Il 21 dic. 1391 il F. fu eletto fra i sei "pacificatori". Nel gennaio dell'anno successivo il suo nome fu inserito, insieme con quello di altri ventitré cittadini, nella "Tasca" da cui sarebbero stati estratti, ogni bimestre, i nominativi dei quattro "condottieri". Il 22 aprile, mentre continuavano i tumulti e le agitazioni di piazza, fu eletto gonfaloniere di Giustizia per il bimestre maggio-giugno. Fu l'evento che fece precipitare la situazione.
Entrato in carica, il F. avanzò una serie di richieste, tutte tese a realizzare e a sostenere i programmi del cugino, che furono considerate da Lazzaro Guinigi e dai suoi consorti una minaccia intollerabile per la loro sicurezza. La crisi scoppiò la mattina del 12 maggio 1392, quando i sostenitori delle due fazioni si affrontarono in armi nei pressi della torre del Veglio. Nello scontro i fautori dei Forteguerra ebbero la peggio e furono messi in fuga. Rimasto padrone del campo, Lazzaro Guinigi "si mosse", come riferisce il Sercambi, "con alquanti ciptadini… et contadini armati": raggiunta la piazza e unite le sue forze a quelle del podestà, investì il palazzo pubblico, in cui si erano asserragliati gli Anziani e le alte cariche della Repubblica. Appiccato il fuoco alla porta del palazzo sul lato del cortile, riuscì facilmente a penetrare con i suoi nell'interno, dove si scatenò una vera e propria caccia all'uomo: il F., che si trovava nell'appartamento del gonfaloniere, fu preso e trucidato. Il suo corpo venne gettato da una finestra. La condanna a morte e l'esecuzione capitale di Bartolomeo Forteguerra e dei suoi fautori, avvenute il giorno seguente, sancirono la definitiva vittoria dei Guinigi.

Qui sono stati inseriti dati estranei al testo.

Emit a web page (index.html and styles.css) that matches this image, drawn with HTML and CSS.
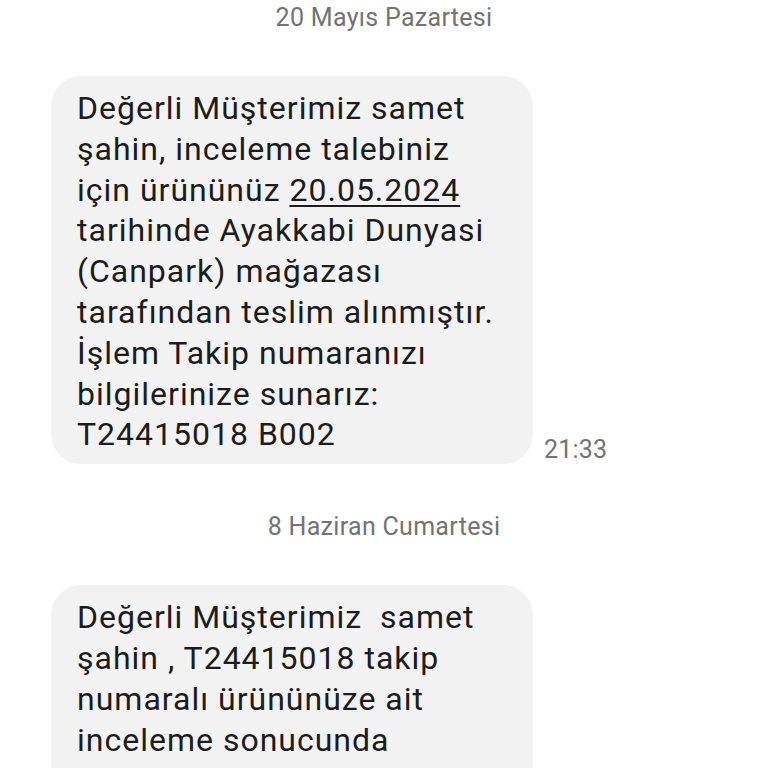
FILE: index.html
```html
<!DOCTYPE html>
<html lang="tr">
<head>
  <meta charset="UTF-8" />
  <meta name="viewport" content="width=device-width, initial-scale=1.0" />
  <title>Mesajlar</title>
  <link rel="stylesheet" href="styles.css">
</head>
<body>
  <main class="thread">
    <div class="day day-first">20 Mayıs Pazartesi</div>
    <div class="msg">
      <div class="bubble">
        Değerli Müşterimiz samet<br>
        şahin, inceleme talebiniz<br>
        için ürününüz <span class="link">20.05.2024</span><br>
        tarihinde Ayakkabi Dunyasi<br>
        (Canpark) mağazası<br>
        tarafından teslim alınmıştır.<br>
        İşlem Takip numaranızı<br>
        bilgilerinize sunarız:<br>
        T24415018 B002
      </div>
      <span class="time">21:33</span>
    </div>

    <div class="day">8 Haziran Cumartesi</div>
    <div class="msg">
      <div class="bubble">
        Değerli Müşterimiz&nbsp; samet<br>
        şahin , T24415018 takip<br>
        numaralı ürününüze ait<br>
        inceleme sonucunda<br>
        yapılan tespitler doğrultusunda<br>
        talebiniz değerlendirilmiştir.
      </div>
    </div>
  </main>
</body>
</html>
```

FILE: styles.css
```css
html, body {
  overflow: hidden;
}

body {
  margin: 0;
  background-color: #ffffff;
  font-family: Roboto, "Noto Sans", sans-serif;
  color: #1c1c1c;
}

.day {
  margin-top: 45px;
  text-align: center;
  font-size: 25px;
  letter-spacing: 0.3px;
  line-height: 36px;
  color: #737373;
}

.day-first {
  margin-top: 0;
}

.msg {
  display: flex;
  align-items: flex-end;
  gap: 11px;
  margin-top: 40px;
  padding-left: 51px;
}

.bubble {
  box-sizing: border-box;
  width: 482px;
  padding: 12px 26px 9px;
  background-color: #f2f2f2;
  border-radius: 30px;
  font-size: 32px;
  letter-spacing: 1px;
  line-height: 40.8px;
  white-space: nowrap;
}

.link {
  text-decoration: underline;
  text-decoration-thickness: 2px;
  text-underline-offset: 4px;
}

.time {
  font-size: 25px;
  letter-spacing: 0.2px;
  line-height: 28px;
  color: #737373;
}
```
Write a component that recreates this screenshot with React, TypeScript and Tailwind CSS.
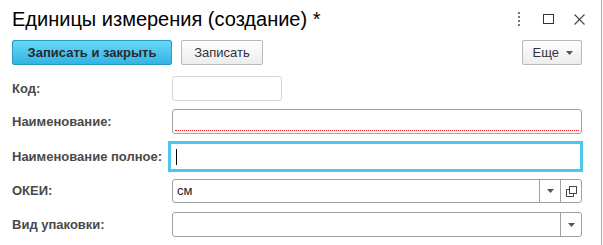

Fonti e Bibl.: Archivio di Stato di Lucca, Consiglio generale, nn. 1-12; Ibid., Biblioteca, Manoscritti, 51, p. 69; Ibid., Diplomatico, Archivio di Stato sec. XIV, 1392 ag. 20; 1392 ag. 31; Lucca, Biblioteca statale, Manoscritti, 1112: G.V. Baroni, Notizie geneal. delle famiglie lucchesi, s.v. Forteguerra, cc. 344-385v; G. Sercambi, Le croniche, a cura di S. Bongi, in Fonti per la storia d'Italia…, XIX-XXI, Roma 1892, pp. 260, 275-279; L. Fumi, Regesti, II, Carteggio degli Anziani, Lucca 1903, pp. 38, 165, 192, 466; G. Tommasi, Sommario della storia di Lucca, Firenze 1847, pp. 265, 268 ss.; S. Bongi, Inventario del R. Archivio di Stato in Lucca, II, Lucca 1876, p. 114; L. Mirot, Études lucquoises, F. F. et sa succession, in Bibliothèque de l'École des chartes, XCVI (1935), pp. 301, 303 ss., 307, 310-315, 319-326, 329-337; A. Mancini, Storia di Lucca, Firenze s.d., pp. 181 s.; V. Renouard, Les relations des papes d'Avignon et des compagnies commerciales et bancaires de 1316 à 1378, Paris 1941, pp. 110, 286, 294, 363; C. Meek, Lucca 1369-1400, Oxford 1978, pp. 44, 192, 217, 220 ss. n. 107, 236, 248, 258, 262, 266 s., 288 n. 89, 292 n. 100, 374; G. Tori, Gli "Ordines trahendi ad incendium ignis" nella Lucca del 1392, in Studi in onore di L. Sandri, III, Roma 1983, p. 944.